(DATASET EXTRACT):
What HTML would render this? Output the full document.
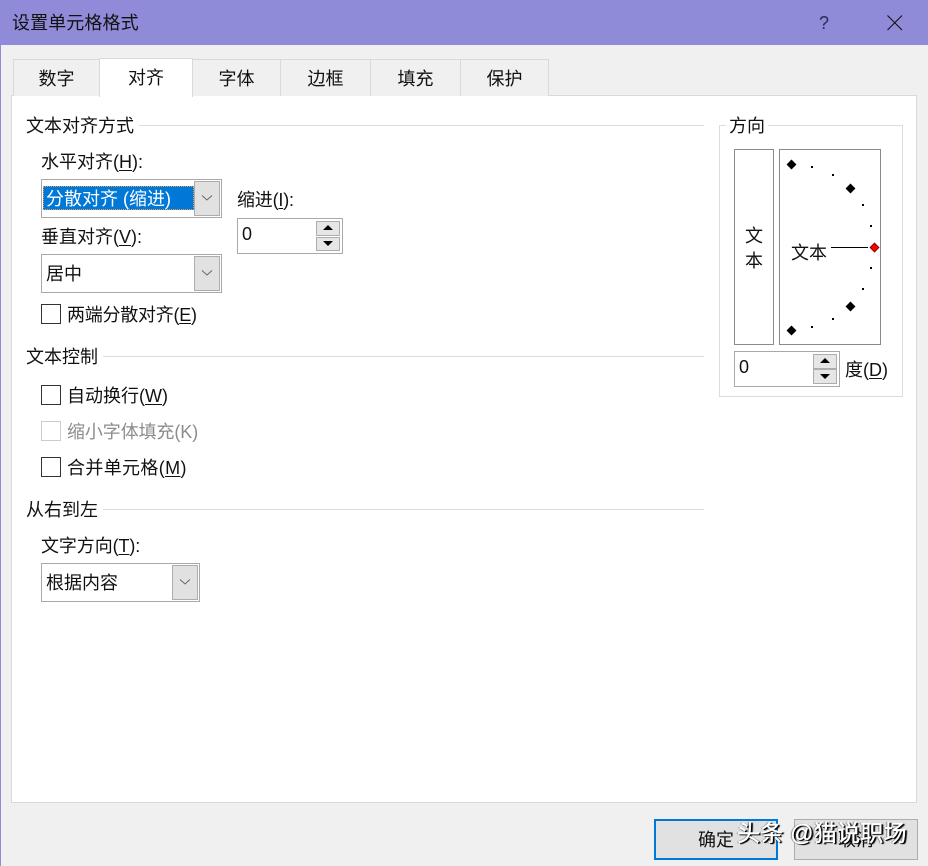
<!DOCTYPE html>
<html><head><meta charset="utf-8">
<style>
html,body{margin:0;padding:0;background:#f0f0f0}
#w{position:relative;width:928px;height:866px;overflow:hidden;background:#f0f0f0;font-family:"Liberation Sans","Noto Sans CJK SC",sans-serif;font-size:18px;color:#111}
#w div{position:absolute;box-sizing:border-box}
.t{line-height:24px;height:24px;white-space:nowrap}
.tab{top:59px;height:37px;border:1px solid #d9d9d9;border-bottom:none;background:#f0f0f0;text-align:center;line-height:38px}
.ln{height:1px;background:#dcdcdc}
.cb{background:#fff;border:1px solid #a9a9a9}
.dd{background:#e1e1e1;border:1px solid #adadad}
.ck{width:20px;height:20px;border:1px solid #333;background:#fff}
.sp{background:#e6e6e6;border:1px solid #adadad}
.d{width:2px;height:2px;background:#000}
.dm{width:7px;height:7px;background:#000;transform:rotate(45deg)}
u{text-underline-offset:2px}
</style></head><body><div id="w">
<div style="left:0;top:0;width:928px;height:45px;background:#8f8bd9"></div>
<div style="left:0;top:45px;width:1px;height:821px;background:#8f8bd9"></div>
<div class="t" style="left:12px;top:11px;letter-spacing:.1px">设置单元格格式</div>
<div class="t" style="left:819px;top:11px;color:#2b2b55">?</div>
<svg style="position:absolute;left:886px;top:14px" width="18" height="18"><path d="M1.500 1.500L16 16M16 1.500L1.500 16" stroke="#111" stroke-width="1.100" fill="none"/></svg>

<div style="left:11px;top:95px;width:906px;height:708px;background:#fff;border:1px solid #d9d9d9"></div>
<div class="tab" style="left:13px;width:87px">数字</div>
<div class="tab" style="left:192px;width:89px">字体</div>
<div class="tab" style="left:280px;width:91px">边框</div>
<div class="tab" style="left:370px;width:91px">填充</div>
<div class="tab" style="left:460px;width:89px">保护</div>
<div class="tab" style="left:99px;top:58px;width:94px;height:39px;background:#fff;line-height:38px;border-bottom:none">对齐</div>

<div class="t" style="left:26px;top:114px">文本对齐方式</div>
<div class="ln" style="left:139px;top:125px;width:565px"></div>
<div class="t" style="left:41px;top:150px">水平对齐(<u>H</u>):</div>
<div class="cb" style="left:41px;top:179px;width:181px;height:39px"></div>
<div style="left:43px;top:186px;width:151px;height:24px;background:#0078d7;outline:1px dotted #e8a050;outline-offset:-1px"></div>
<div class="t" style="left:46px;top:187px;color:#fff">分散对齐 (缩进)</div>
<div class="dd" style="left:194px;top:181px;width:26px;height:35px"></div>
<svg style="position:absolute;left:201px;top:194px" width="12" height="8"><path d="M1 1.500L6 6L11 1.500" stroke="#666" fill="none"/></svg>

<div class="t" style="left:237px;top:188px;letter-spacing:-.2px">缩进(<u>I</u>):</div>
<div class="cb" style="left:237px;top:218px;width:106px;height:36px"></div>
<div class="t" style="left:242px;top:222px">0</div>
<div class="sp" style="left:316px;top:221px;width:24px;height:15px"></div>
<div class="sp" style="left:316px;top:237px;width:24px;height:14px"></div>
<svg style="position:absolute;left:316px;top:221px" width="24" height="30"><path d="M12 4L17 9H7ZM7 20H17L12 25Z" fill="#000"/></svg>

<div class="t" style="left:41px;top:225px">垂直对齐(<u>V</u>):</div>
<div class="cb" style="left:41px;top:254px;width:181px;height:39px"></div>
<div class="t" style="left:46px;top:262px">居中</div>
<div class="dd" style="left:194px;top:256px;width:26px;height:35px"></div>
<svg style="position:absolute;left:201px;top:269px" width="12" height="8"><path d="M1 1.500L6 6L11 1.500" stroke="#666" fill="none"/></svg>

<div class="ck" style="left:41px;top:304px"></div>
<div class="t" style="left:67px;top:303px;letter-spacing:-.25px">两端分散对齐(<u>E</u>)</div>

<div class="t" style="left:26px;top:345px">文本控制</div>
<div class="ln" style="left:103px;top:356px;width:601px"></div>
<div class="ck" style="left:41px;top:385px"></div>
<div class="t" style="left:67px;top:384px">自动换行(<u>W</u>)</div>
<div class="ck" style="left:41px;top:421px;border-color:#ccc"></div>
<div class="t" style="left:67px;top:420px;color:#8c8c8c;letter-spacing:-.1px">缩小字体填充(K)</div>
<div class="ck" style="left:41px;top:457px"></div>
<div class="t" style="left:67px;top:456px;letter-spacing:.35px">合并单元格(<u>M</u>)</div>

<div class="t" style="left:26px;top:498px">从右到左</div>
<div class="ln" style="left:103px;top:509px;width:601px"></div>
<div class="t" style="left:41px;top:534px;letter-spacing:-.1px">文字方向(<u>T</u>):</div>
<div class="cb" style="left:41px;top:563px;width:159px;height:39px"></div>
<div class="t" style="left:46px;top:571px">根据内容</div>
<div class="dd" style="left:172px;top:565px;width:26px;height:35px"></div>
<svg style="position:absolute;left:179px;top:578px" width="12" height="8"><path d="M1 1.500L6 6L11 1.500" stroke="#666" fill="none"/></svg>

<div style="left:719px;top:125px;width:184px;height:272px;border:1px solid #dcdcdc"></div>
<div class="t" style="left:726px;top:114px;width:42px;background:#fff;text-align:center">方向</div>
<div style="left:734px;top:149px;width:40px;height:196px;border:1px solid #868a91;background:#fff"></div>
<div class="t" style="left:745px;top:224px">文</div>
<div class="t" style="left:745px;top:249px">本</div>
<div style="left:779px;top:149px;width:102px;height:196px;border:1px solid #868a91;background:#fff"></div>
<div class="t" style="left:791px;top:241px">文本</div>
<div style="left:831px;top:247px;width:37px;height:1px;background:#000"></div>
<div class="dm" style="left:788px;top:161px"></div>
<div class="dm" style="left:847px;top:185px"></div>
<div class="dm" style="left:847px;top:303px"></div>
<div class="dm" style="left:788px;top:327px"></div>
<div class="dm" style="left:871px;top:244px;background:#f00;border:1px solid #800"></div>
<div class="d" style="left:811px;top:166px"></div>
<div class="d" style="left:832px;top:174px"></div>
<div class="d" style="left:862px;top:204px"></div>
<div class="d" style="left:870px;top:225px"></div>
<div class="d" style="left:870px;top:267px"></div>
<div class="d" style="left:862px;top:288px"></div>
<div class="d" style="left:832px;top:318px"></div>
<div class="d" style="left:811px;top:326px"></div>

<div class="cb" style="left:734px;top:351px;width:106px;height:36px"></div>
<div class="t" style="left:739px;top:355px">0</div>
<div class="sp" style="left:813px;top:354px;width:24px;height:15px"></div>
<div class="sp" style="left:813px;top:369px;width:24px;height:15px"></div>
<svg style="position:absolute;left:813px;top:354px" width="24" height="30"><path d="M12 4L17 9H7ZM7 20H17L12 25Z" fill="#000"/></svg>
<div class="t" style="left:845px;top:358px">度(<u>D</u>)</div>

<div style="left:654px;top:819px;width:124px;height:41px;background:#e1e1e1;border:2px solid #0078d7"></div>
<div class="t" style="left:698px;top:828px">确定</div>
<div style="left:794px;top:819px;width:124px;height:41px;background:#e1e1e1;border:1px solid #adadad"></div>
<div class="t" style="left:838px;top:828px">取消</div>
<div class="t" style="left:737px;top:821px;font-size:23px;letter-spacing:.25px;color:#fff;-webkit-text-stroke:.4px #fff;text-shadow:1px 1px 0 #000,2px 1px 1px #000,-1px 0 1px rgba(0,0,0,.5)">头条 @猫说职场</div>
</div></body></html>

(STATED TASK):
Extract the full listing exactly, with the pictures left out.

(COMPLETE OUTPUT):
What HTML would render this? Output the full document.
<!DOCTYPE html>
<html><head><meta charset="utf-8">
<style>
html,body{margin:0;padding:0;background:#f0f0f0}
#w{position:relative;width:928px;height:866px;overflow:hidden;background:#f0f0f0;font-family:"Liberation Sans","Noto Sans CJK SC",sans-serif;font-size:18px;color:#111}
#w div{position:absolute;box-sizing:border-box}
.t{line-height:24px;height:24px;white-space:nowrap}
.tab{top:59px;height:37px;border:1px solid #d9d9d9;border-bottom:none;background:#f0f0f0;text-align:center;line-height:38px}
.ln{height:1px;background:#dcdcdc}
.cb{background:#fff;border:1px solid #a9a9a9}
.dd{background:#e1e1e1;border:1px solid #adadad}
.ck{width:20px;height:20px;border:1px solid #333;background:#fff}
.sp{background:#e6e6e6;border:1px solid #adadad}
.d{width:2px;height:2px;background:#000}
.dm{width:7px;height:7px;background:#000;transform:rotate(45deg)}
u{text-underline-offset:2px}
</style></head><body><div id="w">
<div style="left:0;top:0;width:928px;height:45px;background:#8f8bd9"></div>
<div style="left:0;top:45px;width:1px;height:821px;background:#8f8bd9"></div>
<div class="t" style="left:12px;top:11px;letter-spacing:.1px">设置单元格格式</div>
<div class="t" style="left:819px;top:11px;color:#2b2b55">?</div>
<svg style="position:absolute;left:886px;top:14px" width="18" height="18"><path d="M1.500 1.500L16 16M16 1.500L1.500 16" stroke="#111" stroke-width="1.100" fill="none"/></svg>

<div style="left:11px;top:95px;width:906px;height:708px;background:#fff;border:1px solid #d9d9d9"></div>
<div class="tab" style="left:13px;width:87px">数字</div>
<div class="tab" style="left:192px;width:89px">字体</div>
<div class="tab" style="left:280px;width:91px">边框</div>
<div class="tab" style="left:370px;width:91px">填充</div>
<div class="tab" style="left:460px;width:89px">保护</div>
<div class="tab" style="left:99px;top:58px;width:94px;height:39px;background:#fff;line-height:38px;border-bottom:none">对齐</div>

<div class="t" style="left:26px;top:114px">文本对齐方式</div>
<div class="ln" style="left:139px;top:125px;width:565px"></div>
<div class="t" style="left:41px;top:150px">水平对齐(<u>H</u>):</div>
<div class="cb" style="left:41px;top:179px;width:181px;height:39px"></div>
<div style="left:43px;top:186px;width:151px;height:24px;background:#0078d7;outline:1px dotted #e8a050;outline-offset:-1px"></div>
<div class="t" style="left:46px;top:187px;color:#fff">分散对齐 (缩进)</div>
<div class="dd" style="left:194px;top:181px;width:26px;height:35px"></div>
<svg style="position:absolute;left:201px;top:194px" width="12" height="8"><path d="M1 1.500L6 6L11 1.500" stroke="#666" fill="none"/></svg>

<div class="t" style="left:237px;top:188px;letter-spacing:-.2px">缩进(<u>I</u>):</div>
<div class="cb" style="left:237px;top:218px;width:106px;height:36px"></div>
<div class="t" style="left:242px;top:222px">0</div>
<div class="sp" style="left:316px;top:221px;width:24px;height:15px"></div>
<div class="sp" style="left:316px;top:237px;width:24px;height:14px"></div>
<svg style="position:absolute;left:316px;top:221px" width="24" height="30"><path d="M12 4L17 9H7ZM7 20H17L12 25Z" fill="#000"/></svg>

<div class="t" style="left:41px;top:225px">垂直对齐(<u>V</u>):</div>
<div class="cb" style="left:41px;top:254px;width:181px;height:39px"></div>
<div class="t" style="left:46px;top:262px">居中</div>
<div class="dd" style="left:194px;top:256px;width:26px;height:35px"></div>
<svg style="position:absolute;left:201px;top:269px" width="12" height="8"><path d="M1 1.500L6 6L11 1.500" stroke="#666" fill="none"/></svg>

<div class="ck" style="left:41px;top:304px"></div>
<div class="t" style="left:67px;top:303px;letter-spacing:-.25px">两端分散对齐(<u>E</u>)</div>

<div class="t" style="left:26px;top:345px">文本控制</div>
<div class="ln" style="left:103px;top:356px;width:601px"></div>
<div class="ck" style="left:41px;top:385px"></div>
<div class="t" style="left:67px;top:384px">自动换行(<u>W</u>)</div>
<div class="ck" style="left:41px;top:421px;border-color:#ccc"></div>
<div class="t" style="left:67px;top:420px;color:#8c8c8c;letter-spacing:-.1px">缩小字体填充(K)</div>
<div class="ck" style="left:41px;top:457px"></div>
<div class="t" style="left:67px;top:456px;letter-spacing:.35px">合并单元格(<u>M</u>)</div>

<div class="t" style="left:26px;top:498px">从右到左</div>
<div class="ln" style="left:103px;top:509px;width:601px"></div>
<div class="t" style="left:41px;top:534px;letter-spacing:-.1px">文字方向(<u>T</u>):</div>
<div class="cb" style="left:41px;top:563px;width:159px;height:39px"></div>
<div class="t" style="left:46px;top:571px">根据内容</div>
<div class="dd" style="left:172px;top:565px;width:26px;height:35px"></div>
<svg style="position:absolute;left:179px;top:578px" width="12" height="8"><path d="M1 1.500L6 6L11 1.500" stroke="#666" fill="none"/></svg>

<div style="left:719px;top:125px;width:184px;height:272px;border:1px solid #dcdcdc"></div>
<div class="t" style="left:726px;top:114px;width:42px;background:#fff;text-align:center">方向</div>
<div style="left:734px;top:149px;width:40px;height:196px;border:1px solid #868a91;background:#fff"></div>
<div class="t" style="left:745px;top:224px">文</div>
<div class="t" style="left:745px;top:249px">本</div>
<div style="left:779px;top:149px;width:102px;height:196px;border:1px solid #868a91;background:#fff"></div>
<div class="t" style="left:791px;top:241px">文本</div>
<div style="left:831px;top:247px;width:37px;height:1px;background:#000"></div>
<div class="dm" style="left:788px;top:161px"></div>
<div class="dm" style="left:847px;top:185px"></div>
<div class="dm" style="left:847px;top:303px"></div>
<div class="dm" style="left:788px;top:327px"></div>
<div class="dm" style="left:871px;top:244px;background:#f00;border:1px solid #800"></div>
<div class="d" style="left:811px;top:166px"></div>
<div class="d" style="left:832px;top:174px"></div>
<div class="d" style="left:862px;top:204px"></div>
<div class="d" style="left:870px;top:225px"></div>
<div class="d" style="left:870px;top:267px"></div>
<div class="d" style="left:862px;top:288px"></div>
<div class="d" style="left:832px;top:318px"></div>
<div class="d" style="left:811px;top:326px"></div>

<div class="cb" style="left:734px;top:351px;width:106px;height:36px"></div>
<div class="t" style="left:739px;top:355px">0</div>
<div class="sp" style="left:813px;top:354px;width:24px;height:15px"></div>
<div class="sp" style="left:813px;top:369px;width:24px;height:15px"></div>
<svg style="position:absolute;left:813px;top:354px" width="24" height="30"><path d="M12 4L17 9H7ZM7 20H17L12 25Z" fill="#000"/></svg>
<div class="t" style="left:845px;top:358px">度(<u>D</u>)</div>

<div style="left:654px;top:819px;width:124px;height:41px;background:#e1e1e1;border:2px solid #0078d7"></div>
<div class="t" style="left:698px;top:828px">确定</div>
<div style="left:794px;top:819px;width:124px;height:41px;background:#e1e1e1;border:1px solid #adadad"></div>
<div class="t" style="left:838px;top:828px">取消</div>
<div class="t" style="left:737px;top:821px;font-size:23px;letter-spacing:.25px;color:#fff;-webkit-text-stroke:.4px #fff;text-shadow:1px 1px 0 #000,2px 1px 1px #000,-1px 0 1px rgba(0,0,0,.5)">头条 @猫说职场</div>
</div></body></html>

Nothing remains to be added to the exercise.